A patron inside Cafe la Luz. "They only serve espresso," Goldberg says, "and one employee works three machines, each one capable of brewing four espressos at a time. There are 12 stools, so the employee pulls 12 shots every five minutes or so."

At the turn of the 20th century, Havana had more than 150 cafes. This number slowly started to shrink as coffee took a backseat to the island's production, and export, of rum and cane sugar (white gold). Castro nationalized coffee production after the Cuban Revolution in 1959, and the island turned its efforts to farming food. "Production declined but consumption rose," says Goldberg. "50 years ago, Cuba was producing 60,000 tons of coffee a year." Today, that number is closer to 6,000 tons.

With less coffee available to bring to the market, the Cuban government introduced a rations system in 1962: subsidizing four ounces of coffee per person per month. Café con chícharo, or coffee with chickpeas, was also brought to market. "It's a mix of ground, toasted beans and toasted chickpeas," Goldberg says, "made in an effort to get more coffee to more people." Café con chícharo makes an earthy, rustic, and slightly bitter brew, so adding sugar to coffee is commonplace. This chickpea/coffee hybrid is sold throughout the city at bodegas, Cuban neighborhood ration stores. Coffee can still be purchased at regular markets, called mercados, but at a significant markup that most Cubans, who make an average of $20 a month, can't afford. Because of the limited quantity of coffee, the drink is always consumed in small amounts from small cups known as tacitas.

Left: "He has been using the same moka pot for over 20 years," Goldberg says. "A stovetop moka pot is the most common way to brew coffee at home in Havana." | Right: A moka pot in action.
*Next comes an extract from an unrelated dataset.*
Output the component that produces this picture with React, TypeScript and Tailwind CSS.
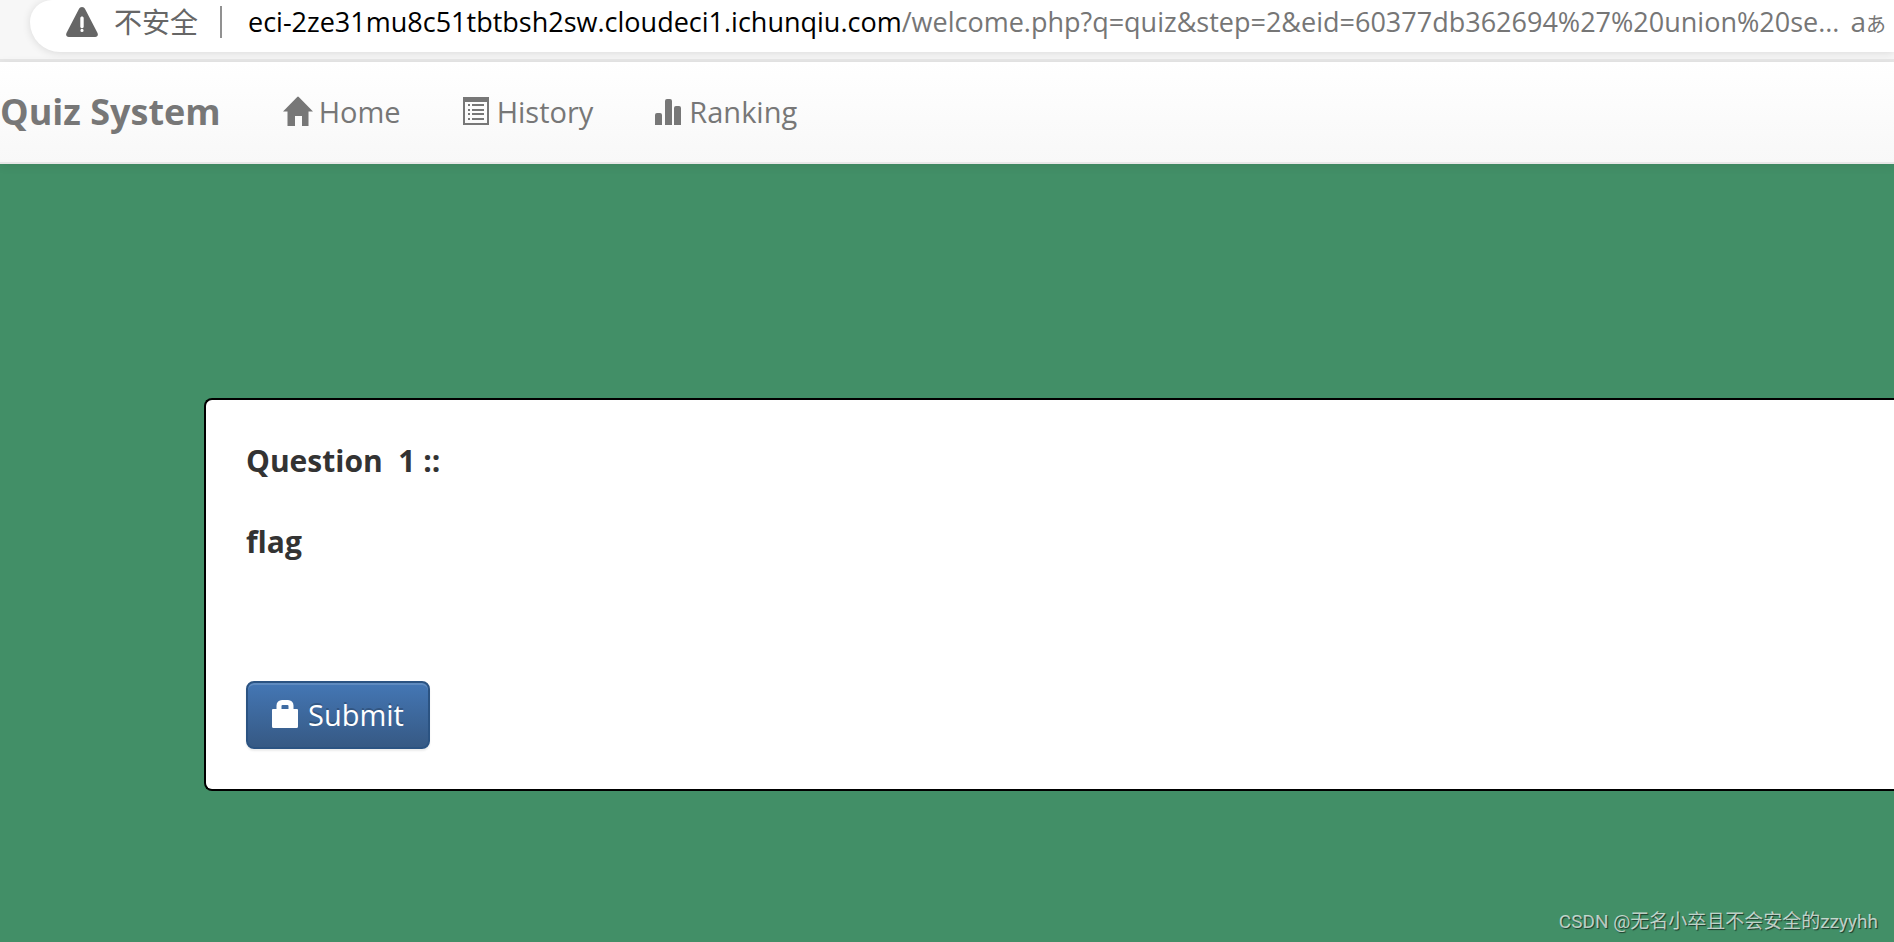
import React from 'react';

interface IconProps {
  className?: string;
}

const WarningIcon: React.FC<IconProps> = ({ className }) => (
  <svg viewBox="0 0 32 30" className={className} fill="currentColor" aria-hidden="true">
    <path
      fillRule="evenodd"
      d="M16 0c1.400 0 2.400.8 3.200 2.200l12.200 23.600c1.200 2.400 0 4.200-2.200 4.200H2.800C.6 30-.6 28.200.6 25.800L12.800 2.200C13.600.8 14.600 0 16 0Zm0 9.500c-1 0-1.700.7-1.700 1.700v8.300c0 1 .7 1.700 1.700 1.700s1.700-.7 1.700-1.700v-8.300c0-1-.7-1.700-1.700-1.700Zm0 12.300a1.600 1.600 0 1 0 0 3.200 1.600 1.600 0 0 0 0-3.200Z"
    />
  </svg>
);

const HomeIcon: React.FC<IconProps> = ({ className }) => (
  <svg viewBox="0 0 30 30" className={className} fill="currentColor" aria-hidden="true">
    <path d="M14.200.9a1.100 1.100 0 0 1 1.600 0L30 15.500h-4.500V30H19v-10h-7V30H4.500V15.500H0Z" />
  </svg>
);

const ListIcon: React.FC<IconProps> = ({ className }) => (
  <svg viewBox="0 0 26 28" className={className} fill="currentColor" aria-hidden="true">
    <path fillRule="evenodd" d="M0 0h26v28H0ZM2 5v21h22V5Z" />
    <path d="M5 7h2v2H5zM5 12h2v2H5zM5 16h2v2H5zM5 21h2v2H5z" />
    <path d="M9 7h12v2H9zM9 12h12v2H9zM9 16h12v2H9zM9 21h12v2H9z" />
  </svg>
);

const StatsIcon: React.FC<IconProps> = ({ className }) => (
  <svg viewBox="0 0 26 26" className={className} fill="currentColor" aria-hidden="true">
    <path d="M0 26V16a2 2 0 0 1 2-2h3a2 2 0 0 1 2 2v10ZM10 26V2a2 2 0 0 1 2-2h3a2 2 0 0 1 2 2v24ZM19 26V9a2 2 0 0 1 2-2h3a2 2 0 0 1 2 2v17Z" />
  </svg>
);

const LockIcon: React.FC<IconProps> = ({ className }) => (
  <svg viewBox="0 0 26 28" className={className} fill="currentColor" aria-hidden="true">
    <path
      fillRule="evenodd"
      d="M4.500 9V5.500A5.500 5.500 0 0 1 10 0h6a5.500 5.500 0 0 1 5.500 5.500V9H25a1 1 0 0 1 1 1v16.500a1.500 1.500 0 0 1-1.500 1.500h-23A1.500 1.500 0 0 1 0 26.500V10a1 1 0 0 1 1-1Zm5 0h7V6a1 1 0 0 0-1-1h-5a1 1 0 0 0-1 1Z"
    />
  </svg>
);

const AddressBar: React.FC = () => (
  <div className="bg-[#f7f7f7] pb-[7px] border-b-[3px] border-[#e7e7e7] overflow-hidden">
    <div className="ml-[30px] h-[52px] flex items-center bg-white rounded-bl-[30px] rounded-tl-[22px] pl-9 pr-2 pb-2 shadow-[0_1px_8px_rgba(0,0,0,0.12)] whitespace-nowrap">
      <WarningIcon className="w-8 h-[30px] shrink-0 text-[#666666]" />
      <span className="ml-4 text-[28px] text-[#666666]">不安全</span>
      <span className="ml-[22px] w-[2px] h-8 shrink-0 bg-[#919191]"></span>
      <span className="ml-[26px] text-[27px] text-[#767676]">
        <span className="text-black">eci-2ze31mu8c51tbtbsh2sw.cloudeci1.ichunqiu.com</span>
        /welcome.php?q=quiz&amp;step=2&amp;eid=60377db362694%27%20union%20se...
      </span>
      <button type="button" className="ml-auto flex items-baseline leading-8 text-[#767676]">
        <span className="text-[28px]">a</span>
        <span className="text-xl">あ</span>
      </button>
    </div>
  </div>
);

const Navbar: React.FC = () => (
  <nav className="h-[102px] flex items-center bg-gradient-to-b from-white to-[#f8f8f8] border-b-2 border-[#e7e7e7] text-[#777777] text-[29px] shadow-[0_2px_10px_rgba(0,0,0,0.075)]">
    <a href="#" className="text-4xl font-bold">Quiz System</a>
    <div className="ml-[62px] flex items-center gap-[62px]">
      <a href="#home" className="flex items-center gap-[6px]">
        <HomeIcon className="w-[30px] h-[30px] mb-[2px]" />
        Home
      </a>
      <a href="#history" className="flex items-center gap-2">
        <ListIcon className="w-[26px] h-7 mb-[2px]" />
        History
      </a>
      <a href="#ranking" className="flex items-center gap-2">
        <StatsIcon className="w-[26px] h-[26px]" />
        Ranking
      </a>
    </div>
  </nav>
);

const QuestionPanel: React.FC = () => (
  <form
    className="ml-[204px] bg-white border-2 border-r-0 border-black rounded-l-lg p-10 text-[#333333]"
    onSubmit={(e) => e.preventDefault()}
  >
    <div className="text-[30px] leading-[42px] font-bold">
      <p className="whitespace-pre">Question  1 ::</p>
      <p className="mt-[39px]">flag</p>
    </div>
    <button
      type="submit"
      className="mt-[118px] h-[68px] px-6 flex items-center gap-[10px] rounded-lg border-2 border-[#2b5382] bg-gradient-to-b from-[#4477b5] to-[#365984] text-white text-[29px] [text-shadow:0_-2px_0_rgba(0,0,0,0.2)] shadow-[inset_0_2px_0_rgba(255,255,255,0.15),0_2px_2px_rgba(0,0,0,0.08)]"
    >
      <LockIcon className="w-[26px] h-7 mb-[2px]" />
      Submit
    </button>
  </form>
);

const App: React.FC = () => {
  return (
    <div className="min-h-screen flex flex-col bg-[#428f67] overflow-hidden font-['Open_Sans','Noto_Sans_CJK_SC',sans-serif]">
      <AddressBar />
      <Navbar />
      <main className="pt-[234px]">
        <QuestionPanel />
      </main>
      <footer className="mt-auto px-4 pb-[6px] text-right text-[19px] leading-7 text-white/70 font-['Roboto','Noto_Sans_CJK_SC',sans-serif] [text-shadow:1px_1px_1px_rgba(0,0,0,0.6)]">
        CSDN @无名小卒且不会安全的zzyyhh
      </footer>
    </div>
  );
};

export default App;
With coffee rationed out and many Cubans unable to afford the rich, thick pulls of frothy espresso from cafecitos, Cubans have taken to making coffee at home. "You'd be challenged to find a home without a moka pot," Goldberg says of the most common way to homebrew coffee on the island. But this is not of the simple brew-and-pour variety; Cubans have developed a way to mimic the heady crema of a cafe-bought espresso. After the coffee brews, "a small amount is whipped with brown sugar until it looks like the crema on a shot pulled from espresso," Goldberg says. The rest of the coffee is then added to the tacita.

Left: Inside a window coffee vendor's house. The coffee was brewed in a moka pot and poured into the serving thermos. To that, sugar is added and a cup is sold for one peso (about three American cents). | Right: The view looking out from the same window.

The abundance of homebrewed coffee gave rise to the ventanilla. For those not drinking coffee at home or stopping by a cafe before work, there is the option of drinking coffee outside the windows of other people's homes, where coffee is sold through windows opened up to the street. "The price for a coffee at window cafes is cheaper," Goldberg says. "Coffee from ventanillas usually costs 1 Cuban peso, which is the equivalent of three American cents." Cafes charge 1.5 pesos.

"It's remarkable how many people you see drinking coffee from 7 a.m. to 9 a.m.," he says. The island's coffee culture as it's known today took shape in the decades following the Cuban Revolution. And the drink became a source of unity and pride throughout the island. "Despite the limited resources, everyone is able to make it work."

A young boy buys coffee from a ventanilla to bring to his parents.
The view of Old Havana from Plaza Vieja. Visitors are allowed to the roof for a look through the building's camera obscura, "which is one of two in the world," Goldberg says. You can see a contrast of old and new and evidence of the ongoing restoration taking place in Old Havana.
Castro founded the Committees for the Defense of the Revolution in 1960. The idea was to have a leader in every neighborhood that would bring the community together and keep an eye on any counter revolutionary ideas. There is an annual celebration in September of the establishment of the CDR, for which chicken and vegetable caldo, or soup, is prepared on the street in caldrons and offered to anyone who passes by.
An old car as seen in Old Havana. "The frame is old, but everything inside is usually new," Goldberg says. There are some Russian cars from the '70s, '80, and '90s, but most of the old cars in Cuba predate the revolution.